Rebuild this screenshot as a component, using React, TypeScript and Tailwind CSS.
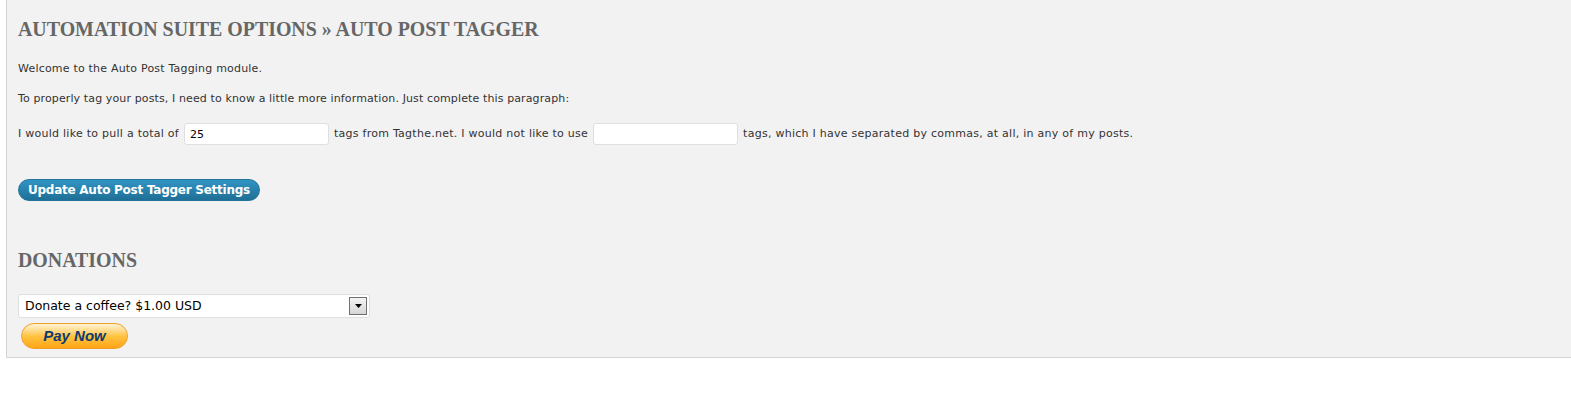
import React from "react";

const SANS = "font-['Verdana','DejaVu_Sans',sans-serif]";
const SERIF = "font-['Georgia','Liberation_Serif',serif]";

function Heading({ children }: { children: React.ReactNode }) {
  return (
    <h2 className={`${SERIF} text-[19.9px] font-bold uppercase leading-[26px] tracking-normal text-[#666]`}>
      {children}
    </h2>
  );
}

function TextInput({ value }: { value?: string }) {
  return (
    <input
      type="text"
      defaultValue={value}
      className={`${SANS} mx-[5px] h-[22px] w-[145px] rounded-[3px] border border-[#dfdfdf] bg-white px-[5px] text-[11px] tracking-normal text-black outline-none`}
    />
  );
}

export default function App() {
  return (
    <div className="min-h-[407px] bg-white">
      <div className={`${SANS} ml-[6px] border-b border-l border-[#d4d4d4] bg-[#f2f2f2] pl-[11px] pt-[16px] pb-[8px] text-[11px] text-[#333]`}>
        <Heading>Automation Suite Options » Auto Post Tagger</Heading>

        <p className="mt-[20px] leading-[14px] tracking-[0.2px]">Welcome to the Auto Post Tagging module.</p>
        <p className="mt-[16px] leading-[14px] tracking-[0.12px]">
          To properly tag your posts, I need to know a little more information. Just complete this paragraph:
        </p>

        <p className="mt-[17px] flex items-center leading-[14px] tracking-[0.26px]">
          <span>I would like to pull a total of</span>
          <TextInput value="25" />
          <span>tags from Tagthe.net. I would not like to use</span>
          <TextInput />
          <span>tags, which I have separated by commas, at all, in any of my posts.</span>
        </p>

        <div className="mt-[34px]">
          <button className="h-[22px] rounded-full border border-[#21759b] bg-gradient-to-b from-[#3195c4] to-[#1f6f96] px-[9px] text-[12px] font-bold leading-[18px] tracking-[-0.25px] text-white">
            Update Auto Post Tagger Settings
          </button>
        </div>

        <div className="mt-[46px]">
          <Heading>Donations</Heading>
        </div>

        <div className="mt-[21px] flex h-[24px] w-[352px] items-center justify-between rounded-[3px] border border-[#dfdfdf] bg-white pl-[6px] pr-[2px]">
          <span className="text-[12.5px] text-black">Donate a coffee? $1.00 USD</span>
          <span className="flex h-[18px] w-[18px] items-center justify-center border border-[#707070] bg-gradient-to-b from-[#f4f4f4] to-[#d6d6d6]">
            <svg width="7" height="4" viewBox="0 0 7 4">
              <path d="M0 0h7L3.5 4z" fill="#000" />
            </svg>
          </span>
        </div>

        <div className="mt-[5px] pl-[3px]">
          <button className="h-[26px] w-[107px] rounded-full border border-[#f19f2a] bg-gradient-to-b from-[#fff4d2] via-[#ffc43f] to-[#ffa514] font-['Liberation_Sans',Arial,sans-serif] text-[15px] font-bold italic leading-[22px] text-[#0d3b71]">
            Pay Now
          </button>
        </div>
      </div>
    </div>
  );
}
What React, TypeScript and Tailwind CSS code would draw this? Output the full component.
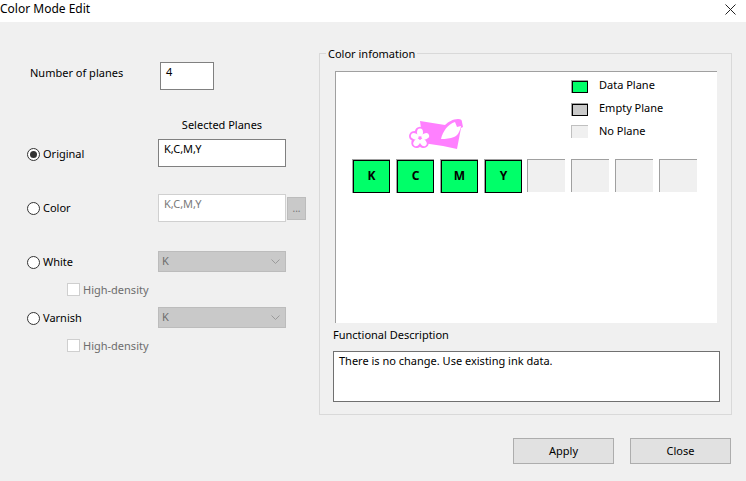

■ What the task requires ■
Give the material again exactly as it is, but keep the pictures out.

■ Solution to the problem ■
Rebuild this screenshot as a component, using React, TypeScript and Tailwind CSS.
import React from "react";

const SANS = "font-['Verdana','DejaVu_Sans',sans-serif]";
const SERIF = "font-['Georgia','Liberation_Serif',serif]";

function Heading({ children }: { children: React.ReactNode }) {
  return (
    <h2 className={`${SERIF} text-[19.9px] font-bold uppercase leading-[26px] tracking-normal text-[#666]`}>
      {children}
    </h2>
  );
}

function TextInput({ value }: { value?: string }) {
  return (
    <input
      type="text"
      defaultValue={value}
      className={`${SANS} mx-[5px] h-[22px] w-[145px] rounded-[3px] border border-[#dfdfdf] bg-white px-[5px] text-[11px] tracking-normal text-black outline-none`}
    />
  );
}

export default function App() {
  return (
    <div className="min-h-[407px] bg-white">
      <div className={`${SANS} ml-[6px] border-b border-l border-[#d4d4d4] bg-[#f2f2f2] pl-[11px] pt-[16px] pb-[8px] text-[11px] text-[#333]`}>
        <Heading>Automation Suite Options » Auto Post Tagger</Heading>

        <p className="mt-[20px] leading-[14px] tracking-[0.2px]">Welcome to the Auto Post Tagging module.</p>
        <p className="mt-[16px] leading-[14px] tracking-[0.12px]">
          To properly tag your posts, I need to know a little more information. Just complete this paragraph:
        </p>

        <p className="mt-[17px] flex items-center leading-[14px] tracking-[0.26px]">
          <span>I would like to pull a total of</span>
          <TextInput value="25" />
          <span>tags from Tagthe.net. I would not like to use</span>
          <TextInput />
          <span>tags, which I have separated by commas, at all, in any of my posts.</span>
        </p>

        <div className="mt-[34px]">
          <button className="h-[22px] rounded-full border border-[#21759b] bg-gradient-to-b from-[#3195c4] to-[#1f6f96] px-[9px] text-[12px] font-bold leading-[18px] tracking-[-0.25px] text-white">
            Update Auto Post Tagger Settings
          </button>
        </div>

        <div className="mt-[46px]">
          <Heading>Donations</Heading>
        </div>

        <div className="mt-[21px] flex h-[24px] w-[352px] items-center justify-between rounded-[3px] border border-[#dfdfdf] bg-white pl-[6px] pr-[2px]">
          <span className="text-[12.5px] text-black">Donate a coffee? $1.00 USD</span>
          <span className="flex h-[18px] w-[18px] items-center justify-center border border-[#707070] bg-gradient-to-b from-[#f4f4f4] to-[#d6d6d6]">
            <svg width="7" height="4" viewBox="0 0 7 4">
              <path d="M0 0h7L3.5 4z" fill="#000" />
            </svg>
          </span>
        </div>

        <div className="mt-[5px] pl-[3px]">
          <button className="h-[26px] w-[107px] rounded-full border border-[#f19f2a] bg-gradient-to-b from-[#fff4d2] via-[#ffc43f] to-[#ffa514] font-['Liberation_Sans',Arial,sans-serif] text-[15px] font-bold italic leading-[22px] text-[#0d3b71]">
            Pay Now
          </button>
        </div>
      </div>
    </div>
  );
}
What React, TypeScript and Tailwind CSS code would draw this? Output the full component.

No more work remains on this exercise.